* [Provided material]:
▽

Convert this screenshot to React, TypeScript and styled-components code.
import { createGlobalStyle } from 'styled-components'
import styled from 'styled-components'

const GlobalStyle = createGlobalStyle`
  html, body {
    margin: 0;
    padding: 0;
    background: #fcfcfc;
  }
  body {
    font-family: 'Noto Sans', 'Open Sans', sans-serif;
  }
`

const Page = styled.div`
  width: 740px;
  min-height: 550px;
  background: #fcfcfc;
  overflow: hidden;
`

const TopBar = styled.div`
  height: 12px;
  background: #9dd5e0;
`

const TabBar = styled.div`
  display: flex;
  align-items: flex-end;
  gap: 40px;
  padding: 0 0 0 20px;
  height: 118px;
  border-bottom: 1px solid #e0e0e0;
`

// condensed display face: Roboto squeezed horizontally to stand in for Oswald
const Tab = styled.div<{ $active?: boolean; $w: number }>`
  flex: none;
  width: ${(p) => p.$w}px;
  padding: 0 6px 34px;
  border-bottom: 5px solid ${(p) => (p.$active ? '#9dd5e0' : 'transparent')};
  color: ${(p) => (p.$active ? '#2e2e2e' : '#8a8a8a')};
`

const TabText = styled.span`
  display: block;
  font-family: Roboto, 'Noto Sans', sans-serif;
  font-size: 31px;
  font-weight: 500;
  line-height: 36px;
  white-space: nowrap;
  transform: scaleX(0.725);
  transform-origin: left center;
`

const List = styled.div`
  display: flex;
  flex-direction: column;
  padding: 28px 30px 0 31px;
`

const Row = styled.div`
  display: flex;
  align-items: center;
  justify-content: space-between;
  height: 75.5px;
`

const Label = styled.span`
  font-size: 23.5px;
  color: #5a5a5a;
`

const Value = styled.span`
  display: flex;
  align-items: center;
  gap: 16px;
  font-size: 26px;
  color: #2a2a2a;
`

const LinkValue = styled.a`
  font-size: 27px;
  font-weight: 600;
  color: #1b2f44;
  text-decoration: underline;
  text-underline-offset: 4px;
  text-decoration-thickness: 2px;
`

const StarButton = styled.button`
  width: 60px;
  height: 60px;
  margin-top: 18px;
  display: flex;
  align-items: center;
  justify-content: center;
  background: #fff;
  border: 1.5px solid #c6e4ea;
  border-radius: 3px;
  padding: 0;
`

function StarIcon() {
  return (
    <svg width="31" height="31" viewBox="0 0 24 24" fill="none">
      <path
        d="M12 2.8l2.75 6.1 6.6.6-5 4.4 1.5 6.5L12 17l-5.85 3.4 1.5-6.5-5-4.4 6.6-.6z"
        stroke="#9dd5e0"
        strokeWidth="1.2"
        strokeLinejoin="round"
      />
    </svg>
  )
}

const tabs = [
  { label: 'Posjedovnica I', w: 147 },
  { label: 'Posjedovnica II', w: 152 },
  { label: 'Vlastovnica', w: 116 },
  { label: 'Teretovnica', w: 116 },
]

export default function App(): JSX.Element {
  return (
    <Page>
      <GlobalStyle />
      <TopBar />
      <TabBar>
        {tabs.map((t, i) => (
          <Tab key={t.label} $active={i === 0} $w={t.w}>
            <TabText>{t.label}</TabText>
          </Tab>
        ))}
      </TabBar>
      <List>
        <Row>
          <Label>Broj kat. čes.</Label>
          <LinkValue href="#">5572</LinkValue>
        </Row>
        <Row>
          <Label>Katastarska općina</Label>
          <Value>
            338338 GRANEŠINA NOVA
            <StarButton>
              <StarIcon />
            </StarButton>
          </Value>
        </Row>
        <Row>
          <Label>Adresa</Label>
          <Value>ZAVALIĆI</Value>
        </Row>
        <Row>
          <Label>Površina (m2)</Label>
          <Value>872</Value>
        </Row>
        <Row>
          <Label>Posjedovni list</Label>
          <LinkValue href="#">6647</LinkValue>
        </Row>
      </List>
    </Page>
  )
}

△

* [Work to complete]:
Set down the material above again, word for word.

* [Reply to the task]:
Convert this screenshot to React, TypeScript and styled-components code.
import { createGlobalStyle } from 'styled-components'
import styled from 'styled-components'

const GlobalStyle = createGlobalStyle`
  html, body {
    margin: 0;
    padding: 0;
    background: #fcfcfc;
  }
  body {
    font-family: 'Noto Sans', 'Open Sans', sans-serif;
  }
`

const Page = styled.div`
  width: 740px;
  min-height: 550px;
  background: #fcfcfc;
  overflow: hidden;
`

const TopBar = styled.div`
  height: 12px;
  background: #9dd5e0;
`

const TabBar = styled.div`
  display: flex;
  align-items: flex-end;
  gap: 40px;
  padding: 0 0 0 20px;
  height: 118px;
  border-bottom: 1px solid #e0e0e0;
`

// condensed display face: Roboto squeezed horizontally to stand in for Oswald
const Tab = styled.div<{ $active?: boolean; $w: number }>`
  flex: none;
  width: ${(p) => p.$w}px;
  padding: 0 6px 34px;
  border-bottom: 5px solid ${(p) => (p.$active ? '#9dd5e0' : 'transparent')};
  color: ${(p) => (p.$active ? '#2e2e2e' : '#8a8a8a')};
`

const TabText = styled.span`
  display: block;
  font-family: Roboto, 'Noto Sans', sans-serif;
  font-size: 31px;
  font-weight: 500;
  line-height: 36px;
  white-space: nowrap;
  transform: scaleX(0.725);
  transform-origin: left center;
`

const List = styled.div`
  display: flex;
  flex-direction: column;
  padding: 28px 30px 0 31px;
`

const Row = styled.div`
  display: flex;
  align-items: center;
  justify-content: space-between;
  height: 75.5px;
`

const Label = styled.span`
  font-size: 23.5px;
  color: #5a5a5a;
`

const Value = styled.span`
  display: flex;
  align-items: center;
  gap: 16px;
  font-size: 26px;
  color: #2a2a2a;
`

const LinkValue = styled.a`
  font-size: 27px;
  font-weight: 600;
  color: #1b2f44;
  text-decoration: underline;
  text-underline-offset: 4px;
  text-decoration-thickness: 2px;
`

const StarButton = styled.button`
  width: 60px;
  height: 60px;
  margin-top: 18px;
  display: flex;
  align-items: center;
  justify-content: center;
  background: #fff;
  border: 1.5px solid #c6e4ea;
  border-radius: 3px;
  padding: 0;
`

function StarIcon() {
  return (
    <svg width="31" height="31" viewBox="0 0 24 24" fill="none">
      <path
        d="M12 2.8l2.75 6.1 6.6.6-5 4.4 1.5 6.5L12 17l-5.85 3.4 1.5-6.5-5-4.4 6.6-.6z"
        stroke="#9dd5e0"
        strokeWidth="1.2"
        strokeLinejoin="round"
      />
    </svg>
  )
}

const tabs = [
  { label: 'Posjedovnica I', w: 147 },
  { label: 'Posjedovnica II', w: 152 },
  { label: 'Vlastovnica', w: 116 },
  { label: 'Teretovnica', w: 116 },
]

export default function App(): JSX.Element {
  return (
    <Page>
      <GlobalStyle />
      <TopBar />
      <TabBar>
        {tabs.map((t, i) => (
          <Tab key={t.label} $active={i === 0} $w={t.w}>
            <TabText>{t.label}</TabText>
          </Tab>
        ))}
      </TabBar>
      <List>
        <Row>
          <Label>Broj kat. čes.</Label>
          <LinkValue href="#">5572</LinkValue>
        </Row>
        <Row>
          <Label>Katastarska općina</Label>
          <Value>
            338338 GRANEŠINA NOVA
            <StarButton>
              <StarIcon />
            </StarButton>
          </Value>
        </Row>
        <Row>
          <Label>Adresa</Label>
          <Value>ZAVALIĆI</Value>
        </Row>
        <Row>
          <Label>Površina (m2)</Label>
          <Value>872</Value>
        </Row>
        <Row>
          <Label>Posjedovni list</Label>
          <LinkValue href="#">6647</LinkValue>
        </Row>
      </List>
    </Page>
  )
}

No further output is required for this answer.